start

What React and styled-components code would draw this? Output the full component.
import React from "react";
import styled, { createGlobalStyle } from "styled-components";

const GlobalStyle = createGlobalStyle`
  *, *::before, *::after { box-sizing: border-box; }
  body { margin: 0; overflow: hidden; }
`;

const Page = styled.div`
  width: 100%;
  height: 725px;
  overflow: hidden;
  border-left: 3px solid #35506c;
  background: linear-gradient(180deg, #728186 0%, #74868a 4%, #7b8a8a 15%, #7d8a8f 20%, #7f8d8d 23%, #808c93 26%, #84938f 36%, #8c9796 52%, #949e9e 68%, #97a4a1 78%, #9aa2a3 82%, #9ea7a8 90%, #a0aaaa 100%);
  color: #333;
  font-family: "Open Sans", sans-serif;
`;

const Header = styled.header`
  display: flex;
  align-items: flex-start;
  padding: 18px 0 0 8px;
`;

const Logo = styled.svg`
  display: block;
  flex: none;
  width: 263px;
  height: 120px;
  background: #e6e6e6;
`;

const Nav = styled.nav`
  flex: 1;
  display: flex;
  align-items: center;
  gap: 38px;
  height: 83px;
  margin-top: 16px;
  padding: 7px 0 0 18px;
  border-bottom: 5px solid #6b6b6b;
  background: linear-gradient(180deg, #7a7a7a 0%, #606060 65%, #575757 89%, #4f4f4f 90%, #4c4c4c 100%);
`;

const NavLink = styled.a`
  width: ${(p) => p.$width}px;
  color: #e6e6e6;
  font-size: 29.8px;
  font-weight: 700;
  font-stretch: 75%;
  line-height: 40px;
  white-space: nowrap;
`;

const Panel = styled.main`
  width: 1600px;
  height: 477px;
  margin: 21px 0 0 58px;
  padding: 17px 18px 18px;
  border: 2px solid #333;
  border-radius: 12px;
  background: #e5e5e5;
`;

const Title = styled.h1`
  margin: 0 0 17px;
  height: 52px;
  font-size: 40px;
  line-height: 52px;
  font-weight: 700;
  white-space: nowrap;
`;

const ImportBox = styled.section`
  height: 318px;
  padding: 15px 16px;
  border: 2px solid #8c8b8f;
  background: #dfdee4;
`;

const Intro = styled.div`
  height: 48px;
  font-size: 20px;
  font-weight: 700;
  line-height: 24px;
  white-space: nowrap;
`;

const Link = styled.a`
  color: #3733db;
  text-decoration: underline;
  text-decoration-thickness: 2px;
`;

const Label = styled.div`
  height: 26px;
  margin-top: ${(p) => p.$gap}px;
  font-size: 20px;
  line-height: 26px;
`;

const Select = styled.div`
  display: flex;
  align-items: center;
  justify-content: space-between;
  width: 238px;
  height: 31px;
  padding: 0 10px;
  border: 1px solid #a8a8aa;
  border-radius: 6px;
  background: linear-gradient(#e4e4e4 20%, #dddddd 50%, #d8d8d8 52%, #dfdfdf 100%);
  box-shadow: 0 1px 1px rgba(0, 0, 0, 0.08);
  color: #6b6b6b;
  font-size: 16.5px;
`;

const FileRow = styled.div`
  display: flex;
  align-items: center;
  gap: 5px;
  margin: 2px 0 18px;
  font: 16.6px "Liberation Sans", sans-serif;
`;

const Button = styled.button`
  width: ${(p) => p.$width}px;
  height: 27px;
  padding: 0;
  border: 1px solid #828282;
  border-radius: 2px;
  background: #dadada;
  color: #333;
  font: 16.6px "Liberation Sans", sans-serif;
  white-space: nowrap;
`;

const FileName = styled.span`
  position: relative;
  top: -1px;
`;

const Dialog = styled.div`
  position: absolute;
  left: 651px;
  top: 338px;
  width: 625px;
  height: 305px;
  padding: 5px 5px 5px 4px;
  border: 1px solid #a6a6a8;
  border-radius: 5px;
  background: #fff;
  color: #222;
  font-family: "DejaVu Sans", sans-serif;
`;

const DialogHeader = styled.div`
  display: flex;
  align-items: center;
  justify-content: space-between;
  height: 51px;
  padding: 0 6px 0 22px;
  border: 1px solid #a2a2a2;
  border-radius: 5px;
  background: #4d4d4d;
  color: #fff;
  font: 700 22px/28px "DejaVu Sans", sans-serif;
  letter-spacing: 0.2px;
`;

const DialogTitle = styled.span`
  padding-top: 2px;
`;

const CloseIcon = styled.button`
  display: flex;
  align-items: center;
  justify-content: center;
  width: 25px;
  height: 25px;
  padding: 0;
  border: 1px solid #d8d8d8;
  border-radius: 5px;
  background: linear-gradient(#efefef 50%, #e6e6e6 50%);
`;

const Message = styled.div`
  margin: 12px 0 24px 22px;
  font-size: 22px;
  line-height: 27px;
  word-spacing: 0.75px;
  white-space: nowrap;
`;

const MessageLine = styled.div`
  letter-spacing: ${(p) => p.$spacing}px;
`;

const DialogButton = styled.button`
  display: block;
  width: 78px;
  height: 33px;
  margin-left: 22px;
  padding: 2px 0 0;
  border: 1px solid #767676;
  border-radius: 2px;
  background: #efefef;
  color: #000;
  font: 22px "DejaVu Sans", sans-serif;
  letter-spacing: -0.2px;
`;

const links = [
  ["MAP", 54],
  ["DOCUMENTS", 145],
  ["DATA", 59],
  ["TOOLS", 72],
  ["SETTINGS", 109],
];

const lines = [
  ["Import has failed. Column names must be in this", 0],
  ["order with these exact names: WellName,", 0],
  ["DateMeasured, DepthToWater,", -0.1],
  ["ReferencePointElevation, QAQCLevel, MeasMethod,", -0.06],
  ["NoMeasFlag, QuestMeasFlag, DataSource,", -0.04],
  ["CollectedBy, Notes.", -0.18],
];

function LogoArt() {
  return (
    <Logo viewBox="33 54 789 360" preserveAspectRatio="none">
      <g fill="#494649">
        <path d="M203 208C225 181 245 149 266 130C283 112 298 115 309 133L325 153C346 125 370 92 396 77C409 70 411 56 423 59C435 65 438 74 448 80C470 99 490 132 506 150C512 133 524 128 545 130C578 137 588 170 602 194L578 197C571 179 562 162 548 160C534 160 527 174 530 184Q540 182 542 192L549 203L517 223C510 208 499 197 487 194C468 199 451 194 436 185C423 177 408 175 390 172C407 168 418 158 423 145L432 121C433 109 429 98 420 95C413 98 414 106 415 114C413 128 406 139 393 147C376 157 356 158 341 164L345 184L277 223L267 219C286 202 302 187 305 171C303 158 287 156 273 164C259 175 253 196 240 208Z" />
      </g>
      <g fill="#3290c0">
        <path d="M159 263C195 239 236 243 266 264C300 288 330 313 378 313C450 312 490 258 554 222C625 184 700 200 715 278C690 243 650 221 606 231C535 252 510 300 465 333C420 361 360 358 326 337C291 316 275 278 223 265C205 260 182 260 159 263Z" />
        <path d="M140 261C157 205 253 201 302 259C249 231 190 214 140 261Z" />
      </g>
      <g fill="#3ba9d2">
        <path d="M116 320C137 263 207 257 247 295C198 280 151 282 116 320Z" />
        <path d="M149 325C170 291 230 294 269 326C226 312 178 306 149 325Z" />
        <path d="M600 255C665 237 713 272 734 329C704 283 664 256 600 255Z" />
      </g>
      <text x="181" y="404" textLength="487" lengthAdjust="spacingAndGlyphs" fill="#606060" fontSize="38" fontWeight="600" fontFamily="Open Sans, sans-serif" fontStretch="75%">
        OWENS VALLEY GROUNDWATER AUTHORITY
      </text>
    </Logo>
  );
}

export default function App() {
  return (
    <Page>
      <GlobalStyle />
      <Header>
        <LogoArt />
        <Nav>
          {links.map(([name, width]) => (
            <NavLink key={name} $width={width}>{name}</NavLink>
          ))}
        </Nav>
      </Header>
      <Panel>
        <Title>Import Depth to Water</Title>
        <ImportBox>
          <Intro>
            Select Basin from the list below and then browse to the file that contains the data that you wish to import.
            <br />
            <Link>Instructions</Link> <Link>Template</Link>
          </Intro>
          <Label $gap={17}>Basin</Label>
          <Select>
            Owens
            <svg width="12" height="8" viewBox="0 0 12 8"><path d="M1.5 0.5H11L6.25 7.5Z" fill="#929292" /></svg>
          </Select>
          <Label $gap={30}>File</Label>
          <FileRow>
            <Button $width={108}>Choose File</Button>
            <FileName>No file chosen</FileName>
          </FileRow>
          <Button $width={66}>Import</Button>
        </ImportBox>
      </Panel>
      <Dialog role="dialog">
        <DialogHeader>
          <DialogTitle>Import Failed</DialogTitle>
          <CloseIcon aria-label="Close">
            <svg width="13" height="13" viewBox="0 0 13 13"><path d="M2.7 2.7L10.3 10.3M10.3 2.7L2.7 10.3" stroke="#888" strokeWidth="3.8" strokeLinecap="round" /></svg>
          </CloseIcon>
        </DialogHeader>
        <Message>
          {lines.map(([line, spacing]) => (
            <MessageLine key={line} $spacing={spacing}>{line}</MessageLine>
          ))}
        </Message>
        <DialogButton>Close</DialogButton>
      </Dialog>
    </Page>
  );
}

end

### Prompt
Review the material and copy each line in which the word "this" appears.

### Task solution
What React and styled-components code would draw this? Output the full component.
  ["Import has failed. Column names must be in this", 0],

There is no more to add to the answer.